Need Statistical Help!

Estu · #1 04-18-2013, 09:43 AM

So here's the deal. I've been collecting loot data on monsters in-game and updating the wiki with their info (this has been for low-level monsters so far since they are the fastest to kill). Here's an example of one of the monsters I have the most data for: http://wiki.project1999.org/A_Decaying_Dwarf_Skeleton

That page's loot data are from 408 kills (I was farming bone chips for faction). Usually I just collect 100 kills and move on to other monsters. Even for this page, though, we can see a big (at least relative to the percentages) difference in loot percentages in items that likely have the same actual probability of dropping: the 'common loot' likelihood of dropping varies from 0.2% to 2.2%, meaning that some items appear to drop ten times as often as others, though each item, in my opinion, probably just has a 1% chance of dropping, and I just happened to get more of some items than others.

I was thinking about this, and it occurred to me that the percentages I put up on the wiki might be misleading. Yeah, it's definitely better to have P1999 data than EQEmu data which is almost always wrong, but people might look at a list of loot data and get the wrong idea. For instance, say you want to farm bone chips. You look at the page for a decaying skeleton and see that they drop bone chips 72.9% of the time. Then you look at the page for a dwarf skeleton and see that they drop bone chips 67.9% of the time. Maybe you conclude that decaying skeletons drop them a little more often, so you should farm them (let's forget for now that decaying skeletons are actually easier to kill in large quantities than dwarf skeletons), even though the data is only based off of about 100 kills for each monster, meaning that we can't actually say with confidence that the real chance to drop bone chips is very close to the given percentages.

I ran some numbers the other day. If an item has a 30% chance to drop and you kill the monster that drops it 100 times, then with a likelihood of about 5%, you will find the item dropping below 20% of the time, and with a likelihood of about 5%, you will find it dropping over 40% of the time. So one out of ten such items you see on the wiki will be have its drop data off by over 10%. The way I got these numbers was arduous; I looked at the associated binomial distribution, calculated the probability of getting each number of drops between 20 and 40 (from 100 trials), and added them up.

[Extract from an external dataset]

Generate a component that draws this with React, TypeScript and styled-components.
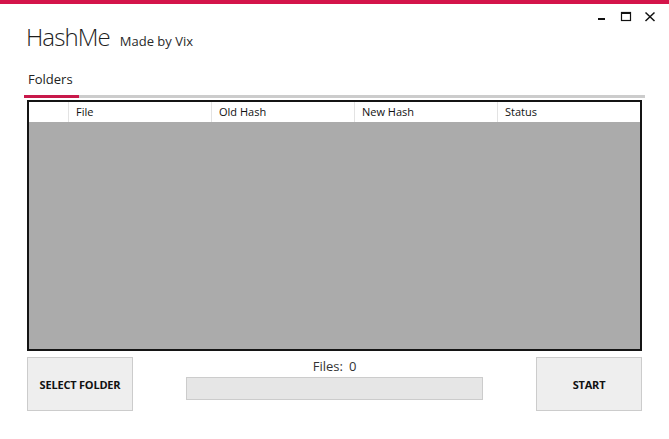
import styled, { createGlobalStyle } from 'styled-components';

const GlobalStyle = createGlobalStyle`
  html, body {
    margin: 0;
    padding: 0;
    background: #ffffff;
  }

  body {
    font-family: "Open Sans", "Noto Sans", sans-serif;
    color: #1b1b1b;
  }
`;

const columns = ['File', 'Old Hash', 'New Hash', 'Status'];

export default function App() {
    return (
        <>
            <GlobalStyle />
            <Window>
                <Header>
                    <TitleGroup>
                        <Title>HashMe</Title>
                        <Subtitle>Made by Vix</Subtitle>
                    </TitleGroup>

                    <Controls>
                        <ControlButton aria-label="minimize">
                            <svg width="12" height="12" viewBox="0 0 12 12">
                                <rect x="2" y="7" width="7" height="2" fill="#111" />
                            </svg>
                        </ControlButton>
                        <ControlButton aria-label="maximize">
                            <svg width="12" height="12" viewBox="0 0 12 12">
                                <rect x="1.5" y="1.5" width="9" height="8" fill="none" stroke="#111" strokeWidth="1.2" />
                                <rect x="1" y="1" width="10" height="2" fill="#111" />
                            </svg>
                        </ControlButton>
                        <ControlButton aria-label="close">
                            <svg width="12" height="12" viewBox="0 0 12 12">
                                <path d="M1.5 1.5 L10.5 10 M10.5 1.5 L1.5 10" stroke="#111" strokeWidth="1.5" />
                            </svg>
                        </ControlButton>
                    </Controls>
                </Header>

                <Tabs>
                    <TabLabel>Folders</TabLabel>
                    <TabTrack>
                        <TabIndicator />
                    </TabTrack>
                </Tabs>

                <Grid>
                    <GridHeader>
                        <RowHeaderCell />
                        {columns.map((c) => (
                            <HeaderCell key={c}>{c}</HeaderCell>
                        ))}
                    </GridHeader>
                    <GridBody />
                </Grid>

                <Footer>
                    <ActionButton>SELECT FOLDER</ActionButton>

                    <Progress>
                        <Counter>
                            Files:<CounterValue>0</CounterValue>
                        </Counter>
                        <ProgressBar />
                    </Progress>

                    <ActionButton>START</ActionButton>
                </Footer>
            </Window>
        </>
    );
}

const Window = styled.div`
  width: 669px;
  height: 439px;
  box-sizing: border-box;
  border-top: 4px solid #d4144a;
  display: flex;
  flex-direction: column;
  background: #ffffff;
`;

const Header = styled.div`
  display: flex;
  justify-content: space-between;
  align-items: flex-start;
  height: 62px;
`;

const TitleGroup = styled.div`
  display: flex;
  align-items: baseline;
  gap: 10px;
  padding-left: 26px;
  margin-top: 18px;
`;

const Title = styled.h1`
  margin: 0;
  font-size: 24px;
  font-weight: 300;
  line-height: 30px;
  letter-spacing: -0.9px;
  color: #1e1e1e;
`;

const Subtitle = styled.span`
  font-size: 13px;
  color: #2a2a2a;
`;

const Controls = styled.div`
  display: flex;
  gap: 10px;
  margin-top: 6px;
  padding-right: 12px;
`;

const ControlButton = styled.div`
  width: 14px;
  height: 14px;
  display: flex;
  align-items: center;
  justify-content: center;
`;

const Tabs = styled.div`
  display: flex;
  flex-direction: column;
  padding: 0 24px;
`;

const TabLabel = styled.div`
  box-sizing: border-box;
  height: 29px;
  padding: 4px 0 0 4px;
  font-size: 13px;
  line-height: 18px;
  color: #222;
`;

const TabTrack = styled.div`
  height: 3px;
  background: #cccccc;
  display: flex;
`;

const TabIndicator = styled.div`
  width: 55px;
  background: #c8184a;
`;

const Grid = styled.div`
  margin: 2px 27px 0;
  height: 251px;
  box-sizing: border-box;
  border: 2px solid #141414;
  display: flex;
  flex-direction: column;
  background: #ababab;
`;

const GridHeader = styled.div`
  display: grid;
  grid-template-columns: 39px repeat(4, 1fr);
  height: 20px;
  background: #ffffff;
`;

const RowHeaderCell = styled.div`
  background: #ffffff;
`;

const HeaderCell = styled.div`
  border-left: 1px solid #e3e3e3;
  padding-left: 7px;
  font-size: 11px;
  line-height: 20px;
  color: #111;
`;

const GridBody = styled.div`
  flex: 1;
`;

const Footer = styled.div`
  display: grid;
  grid-template-columns: 106px 1fr 106px;
  padding: 0 27px;
  margin-top: 6px;
`;

const ActionButton = styled.button`
  height: 54px;
  border: 1px solid #cccccc;
  background: #eeeeee;
  font-family: "Open Sans", "Noto Sans", sans-serif;
  font-size: 11px;
  font-weight: 700;
  color: #111;
  padding: 0;
  letter-spacing: -0.2px;
`;

const Progress = styled.div`
  display: flex;
  flex-direction: column;
  align-items: center;
`;

const Counter = styled.div`
  font-size: 13px;
  line-height: 18px;
  color: #333;
`;

const CounterValue = styled.span`
  margin-left: 6px;
`;

const ProgressBar = styled.div`
  margin-top: 2px;
  width: 297px;
  height: 23px;
  box-sizing: border-box;
  border: 1px solid #cccccc;
  background: #e6e6e6;
`;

Here's what I'm looking to do: if I kill a monster 'n' times and it drops some item 'k' times, I want to generate a 95% confidence interval for that item's actual drop rate, i.e. I want to say that there is a 95% chance that it drops between x% of the time and y% of the time. I haven't taken stats for a while so I don't know the best way to do this, and I worry that using smooth approximations of discrete distributions will give me intervals that are inaccurate (however, I also want to be able to do a lot of these computations (hundreds of monsters, each with over 100 kills) quickly). My assumptions are that 'n' is at least 100, and items usually drop at least 1% of the time.

There's also a slight complication: most of the time items will drop either not at all or just once, but sometimes (e.g. with bone chips), they may drop twice or more (spider silks may drop five times off of spiders in East Karana). The mechanism by which this happens, I believe, is that there is a set probability 'p' used for each one dropping, and it's tested however many times. So maybe bone chips have a 50% chance to drop in each of the two times they might drop, so 25% of the time we get no bone chips, 50% of the time we get one, and 75% of the time we get two. What my parser does is it doesn't give the actual probability 'p' of each one dropping, or of at least one dropping, but rather the expected (average) number of items dropped, since this is easy to compute and in my opinion the most useful piece of information. So in the previous case, each one has a 50% chance to drop and 75% of the time we get at least one bone chip, but the expected number of bone chips is 0*25% + 1*50% + 2*25% = 1, so the wiki would show a "likelihood" of 100%. These cases would, I'm assuming, complicate the confidence intervals, though most pieces of loot that drop can only drop once, so it's more straightforward.

Any stats nerds wanna help me out? Thanks!